Most of all, Tucker’s team must show it can still compete with the best of the Big Ten, as the Spartans did under Dantonio. Will another year of overwhelming losses turn Tucker’s seat hot or put his job in jeopardy? Highly doubtful. There simply is too much money and too many years remaining on his contract for those questions to arise.
But that time afforded by the contract extension is beneficial for Tucker and his assistants to show they can develop the talent they recruited, as well as prove his long-term contract is a meaningful investment with a long-term payoff — rather than an albatross the athletic department and donors might have to figure a way to escape.
Something to consider: When MSU hired Dantonio after the 2006 season, his record as a head coach in three seasons at Cincinnati was 18-17. Tucker is 23-21 after four seasons, the first of which was at Colorado.

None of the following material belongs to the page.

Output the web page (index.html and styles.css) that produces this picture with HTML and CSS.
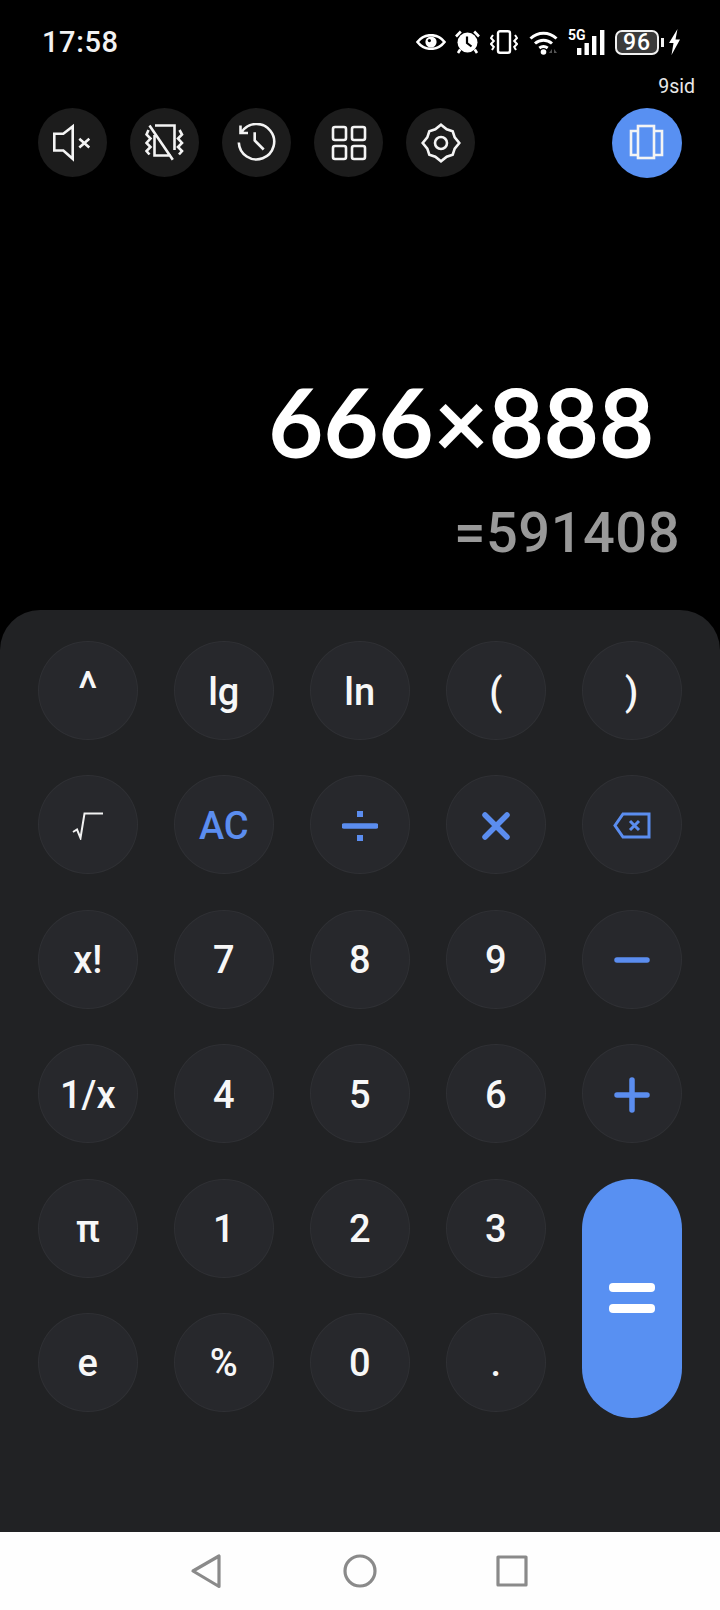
FILE: index.html
```html
<!DOCTYPE html>
<html lang="en">
<head>
    <meta charset="UTF-8">
    <meta name="viewport" content="width=device-width, initial-scale=1.0">
    <title>Calculator</title>
    <link rel="stylesheet" href="styles.css">
</head>
<body>
<div class="phone">

    <div class="statusBar">
        <span class="clock">17:58</span>
        <div class="statusIcons">
            <svg class="eyeIcon" viewBox="0 0 30 16"><path d="M1.5 8C5 3.4 9.6 1.2 15 1.2S25 3.4 28.5 8C25 12.6 20.4 14.8 15 14.8S5 12.6 1.5 8Z" fill="none" stroke="#fff" stroke-width="2.6"/><circle cx="15" cy="8" r="5.6" fill="#fff"/><circle cx="13.4" cy="6.6" r="1.6" fill="#000"/></svg>
            <svg class="alarmIcon" viewBox="0 0 25 24"><circle cx="12.5" cy="12.5" r="10" fill="#fff"/><path d="M1 6.5 5.8 1.5M24 6.5 19.2 1.5M5.2 19.5 3 23M19.8 19.5 22 23" stroke="#fff" stroke-width="2.6" fill="none"/><path d="M12 6.500V13L16.500 16.500" stroke="#000" stroke-width="2.200" fill="none"/></svg>
            <svg class="vibrateIcon" viewBox="0 0 28 24"><rect x="8" y="1.200" width="12" height="21.600" rx="2" fill="none" stroke="#fff" stroke-width="2.400"/><path d="M3 5 1 8 3.800 11 1 14 3.800 17 2 20M25 5 27 8 24.200 11 27 14 24.200 17 26 20" fill="none" stroke="#fff" stroke-width="2"/></svg>
            <svg class="wifiIcon" viewBox="0 0 31 26"><path d="M1.500 9.500C9 2.500 20 2.500 27.500 9.500M6 14.500C11 10 18 10 23 14.500M10.300 19C13 17 16 17 18.700 19" fill="none" stroke="#fff" stroke-width="3"/><circle cx="14.500" cy="23" r="2.800" fill="#fff"/><path d="M20 24 23 20V24ZM25 20 28 24H25Z" fill="#555"/></svg>
            <svg class="signalIcon" viewBox="0 0 37 26"><text x="0" y="11" class="signalText">5G</text><rect x="9" y="19" width="4.400" height="7" fill="#fff"/><rect x="16.500" y="14" width="4.400" height="12" fill="#fff"/><rect x="24" y="7" width="4.400" height="19" fill="#fff"/><rect x="32" y="1" width="4.400" height="25" fill="#fff"/></svg>
            <div class="battery"><span class="batteryLevel">96</span></div>
            <svg class="boltIcon" viewBox="0 0 11 26"><path d="M8.500 0 0 14H4.500L2.500 26 11 10.500H6.500Z" fill="#fff"/></svg>
        </div>
    </div>

    <div class="carrierTag">9sid</div>

    <div class="toolbar">
        <button type="button" class="toolButton">
            <svg viewBox="0 0 40 40"><path d="M1.300 10.800H10.300L19.700 3.500V35.800L10.300 27.500H1.300ZM26.300 15.800 36.300 24.500M36.300 15.800 26.300 24.500" class="toolStroke"/></svg>
        </button>
        <button type="button" class="toolButton">
            <svg viewBox="0 0 40 40"><path d="M10 2.500H29.500V27M9.500 12V32.500H26M4.500 2.500 27.800 36.800M3.500 7 1.500 11.500 5.500 15.500 1.500 20 5.500 24 1.500 28 4.500 31.500M34.500 7 37 11.500 33 15.500 37 20 33 24 37 28 34 31.500" class="toolStroke"/></svg>
        </button>
        <button type="button" class="toolButton">
            <svg viewBox="0 0 40 40"><path d="M4.700 9A17.700 17.700 0 1 1 1.800 19.500M3.500 2.500V10H11M17.700 9.200V17.500L26.700 26.500" class="toolStroke"/></svg>
        </button>
        <button type="button" class="toolButton">
            <svg viewBox="0 0 40 40"><rect x="4" y="4" width="13" height="13" rx="2" class="toolStroke"/><rect x="23" y="4" width="13" height="13" rx="2" class="toolStroke"/><rect x="4" y="23" width="13" height="13" rx="2" class="toolStroke"/><rect x="23" y="23" width="13" height="13" rx="2" class="toolStroke"/></svg>
        </button>
        <button type="button" class="toolButton">
            <svg viewBox="0 0 40 40"><path d="M20 1.700 25.700 6.300 31.700 8.300 33.700 14.300 38.300 20 33.700 25.700 31.700 31.700 25.700 33.700 20 38.300 14.300 33.700 8.300 31.700 6.300 25.700 1.700 20 6.300 14.300 8.300 8.300 14.300 6.300Z" class="toolStroke"/><circle cx="20" cy="20" r="6" class="toolStroke"/></svg>
        </button>
        <button type="button" class="toolButton toolButtonActive">
            <svg viewBox="0 0 40 40"><rect x="11" y="3" width="16" height="32" class="toolStroke"/><path d="M11 8H4V32H11M27 8H35V32H27" class="toolStroke"/></svg>
        </button>
    </div>

    <div class="display">
        <div class="expression">666×888</div>
        <div class="result">=591408</div>
    </div>

    <div class="keypad">
        <div class="keys">
            <button type="button" class="key keyCaret">^</button>
            <button type="button" class="key">lg</button>
            <button type="button" class="key">ln</button>
            <button type="button" class="key">(</button>
            <button type="button" class="key">)</button>

            <button type="button" class="key">
                <svg class="rootIcon" viewBox="0 0 32 28"><path d="M1 20 5 17.500 8.500 26 12.500 1.500H31" fill="none" stroke="#f2f2f2" stroke-width="2"/></svg>
            </button>
            <button type="button" class="key keyBlue">AC</button>
            <button type="button" class="key" aria-label="divide">
                <svg class="opIcon" viewBox="0 0 36 36"><path d="M2 18H34" class="opStroke"/><rect x="15" y="3" width="6" height="6" fill="#5b8def"/><rect x="15" y="27" width="6" height="6" fill="#5b8def"/></svg>
            </button>
            <button type="button" class="key" aria-label="multiply">
                <svg class="opIcon" viewBox="0 0 36 36"><path d="M7 7 29 29M29 7 7 29" class="opStroke"/></svg>
            </button>
            <button type="button" class="key" aria-label="backspace">
                <svg class="backIcon" viewBox="0 0 38 27"><path d="M36 2H10L2 13.500 10 25H36Z" fill="none" stroke="#5b8def" stroke-width="3"/><path d="M17 9 26 18M26 9 17 18" fill="none" stroke="#5b8def" stroke-width="3"/></svg>
            </button>

            <button type="button" class="key">x!</button>
            <button type="button" class="key">7</button>
            <button type="button" class="key">8</button>
            <button type="button" class="key">9</button>
            <button type="button" class="key" aria-label="minus">
                <svg class="opIcon" viewBox="0 0 36 36"><path d="M3 18H33" class="opStroke"/></svg>
            </button>

            <button type="button" class="key">1/x</button>
            <button type="button" class="key">4</button>
            <button type="button" class="key">5</button>
            <button type="button" class="key">6</button>
            <button type="button" class="key" aria-label="plus">
                <svg class="opIcon" viewBox="0 0 36 36"><path d="M3 18H33M18 3V33" class="opStroke"/></svg>
            </button>

            <button type="button" class="key">π</button>
            <button type="button" class="key">1</button>
            <button type="button" class="key">2</button>
            <button type="button" class="key">3</button>
            <button type="button" class="keyEquals" aria-label="equals">
                <span class="equalsBar"></span>
                <span class="equalsBar"></span>
            </button>

            <button type="button" class="key">e</button>
            <button type="button" class="key">%</button>
            <button type="button" class="key">0</button>
            <button type="button" class="key">.</button>
        </div>
    </div>

    <div class="navBar">
        <svg class="navIcon" viewBox="0 0 36 36"><path d="M29 3V33.500L3 18Z" class="navStroke"/></svg>
        <svg class="navIcon" viewBox="0 0 36 36"><circle cx="18" cy="18" r="15" class="navStroke"/></svg>
        <svg class="navIcon" viewBox="0 0 36 36"><rect x="4" y="4" width="28" height="28" class="navStroke"/></svg>
    </div>

</div>
</body>
</html>
```

FILE: styles.css
```css
* {
    box-sizing: border-box;
}

body {
    margin: 0;
    background-color: #000;
    font-family: "Roboto", "Liberation Sans", sans-serif;
}

.phone {
    display: flex;
    flex-direction: column;
    width: 720px;
    height: 1610px;
    overflow: hidden;
    background-color: #000;
}

/* Status bar */
.statusBar {
    display: flex;
    justify-content: space-between;
    align-items: center;
    height: 28px;
    margin-top: 28px;
    padding: 0 40px 0 42px;
    color: #f2f2f2;
}

.clock {
    font-size: 29px;
    font-weight: 500;
    letter-spacing: 0.6px;
}

.statusIcons {
    display: flex;
    align-items: center;
}

.eyeIcon {
    width: 30px;
    height: 16px;
    margin-right: 9px;
}

.alarmIcon {
    width: 25px;
    height: 24px;
    margin-right: 10px;
}

.vibrateIcon {
    width: 28px;
    height: 24px;
    margin-right: 11px;
}

.wifiIcon {
    width: 31px;
    height: 26px;
    margin-right: 8px;
}

.signalIcon {
    width: 37px;
    height: 26px;
    margin-right: 10px;
    overflow: visible;
}

.signalText {
    fill: #fff;
    font-size: 14px;
    font-weight: 700;
    font-family: "Roboto", sans-serif;
}

.battery {
    position: relative;
    display: flex;
    justify-content: center;
    align-items: center;
    width: 44px;
    height: 25px;
    margin-right: 10px;
    background-color: #3b3b3b;
    border: 2px solid #f2f2f2;
    border-radius: 7px;
}

/* battery terminal */
.battery::after {
    content: '';
    position: absolute;
    top: 6px;
    right: -7px;
    width: 3px;
    height: 9px;
    background-color: #f2f2f2;
}

.batteryLevel {
    color: #fff;
    font-size: 23px;
    font-weight: 500;
    letter-spacing: 1px;
}

.boltIcon {
    width: 11px;
    height: 26px;
}

.carrierTag {
    height: 22px;
    margin-top: 20px;
    padding-right: 25px;
    color: #e8e8e8;
    font-size: 19.5px;
    line-height: 22px;
    text-align: right;
}

/* Tool buttons above the display */
.toolbar {
    display: flex;
    gap: 23px;
    margin-top: 10px;
    padding: 0 38.500px 0 38px;
}

.toolButton {
    display: flex;
    justify-content: center;
    align-items: center;
    width: 69px;
    height: 69px;
    padding: 0;
    background-color: #1c1c1c;
    border: none;
    border-radius: 50%;
}

.toolButton svg {
    width: 40px;
    height: 40px;
}

.toolButtonActive {
    width: 70px;
    height: 70px;
    margin-left: auto;
    background-color: #5890f2;
}

.toolStroke {
    fill: none;
    stroke: #f4f4f4;
    stroke-width: 2.6;
}

/* Expression and result */
.display {
    display: flex;
    flex: 1;
    flex-direction: column;
    align-items: flex-end;
    padding-right: 40px;
}

.expression {
    margin-top: 185px;
    padding-right: 26px;
    color: #fff;
    font-family: "Lato", sans-serif;
    font-size: 95px;
    font-weight: 700;
    line-height: 116px;
}

.result {
    margin-top: 21px;
    color: #999;
    font-size: 56px;
    font-weight: 500;
    letter-spacing: 0.5px;
    line-height: 66px;
}

/* Keypad panel */
.keypad {
    height: 922px;
    padding: 31px 0 0 38px;
    background-color: #212224;
    border-radius: 40px 40px 0 0;
}

.keys {
    display: grid;
    grid-template-columns: repeat(5, 99.5px);
    grid-auto-rows: 99px;
    column-gap: 36.5px;
    row-gap: 35.4px;
}

.key {
    display: flex;
    justify-content: center;
    align-items: center;
    padding: 2px 0 0;
    color: #f7f7f7;
    background-color: #27282c;
    border: 1px solid #2f3034;
    border-radius: 50%;
    font-family: "Roboto", sans-serif;
    font-size: 38px;
    font-weight: 500;
}

.keyCaret {
    padding: 0 0 4px;
    font-size: 48px;
    font-weight: 400;
}

.keyBlue {
    color: #5b8def;
}

.keyEquals {
    display: flex;
    flex-direction: column;
    justify-content: center;
    align-items: center;
    gap: 12px;
    height: 239px;
    padding: 0;
    grid-row: span 2;
    background-color: #5890f2;
    border: none;
    border-radius: 50px;
}

.equalsBar {
    width: 46px;
    height: 9px;
    background-color: #fff;
    border-radius: 4px;
}

.rootIcon {
    width: 32px;
    height: 28px;
}

.opIcon {
    width: 36px;
    height: 36px;
}

.opStroke {
    fill: none;
    stroke: #5b8def;
    stroke-width: 5.5;
    stroke-linecap: round;
}

.backIcon {
    width: 38px;
    height: 27px;
}

/* Navigation bar */
.navBar {
    display: flex;
    justify-content: center;
    align-items: center;
    gap: 116px;
    height: 78px;
    background-color: #fefefe;
}

.navIcon {
    width: 36px;
    height: 36px;
}

.navStroke {
    fill: none;
    stroke: #8a8a8a;
    stroke-width: 3.2;
    stroke-linejoin: round;
}
```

His Spartans are 18-15 following Dantonio, who justified his hiring by eventually becoming the winningest coach in MSU history.
But Dantonio's reign had its flops, as well: Take the 3-9 season in 2016 that followed a College Football Playoff berth The Spartans' lone bowl-free season under Dantonio came after giving Big Ten Network unprecedented exclusive inside access to his program during preseason camp. It proved to be a three-part series that essentially demarcated the line of pride that came before a self-prophesized fall. MSU went just 27-24 in Dantonio’s last four seasons.
Despite all of the 21st-century image-cultivating savvy the Spartans have shown off the field, Tucker’s program now must return to the 20th-century style it revived two years ago on the field.
Glitz and glamor don’t matter. Flashy locker room additions and splashy uniforms don’t win games. They are a means to an end in the endless arms race that college sports has become over the past 30 years, before which the only influencers a program needed were bone-crunching linebackers like Bubba Smith or bucking-bronco running backs like Lorenzo White, delivering their only messages with their helmets and pads.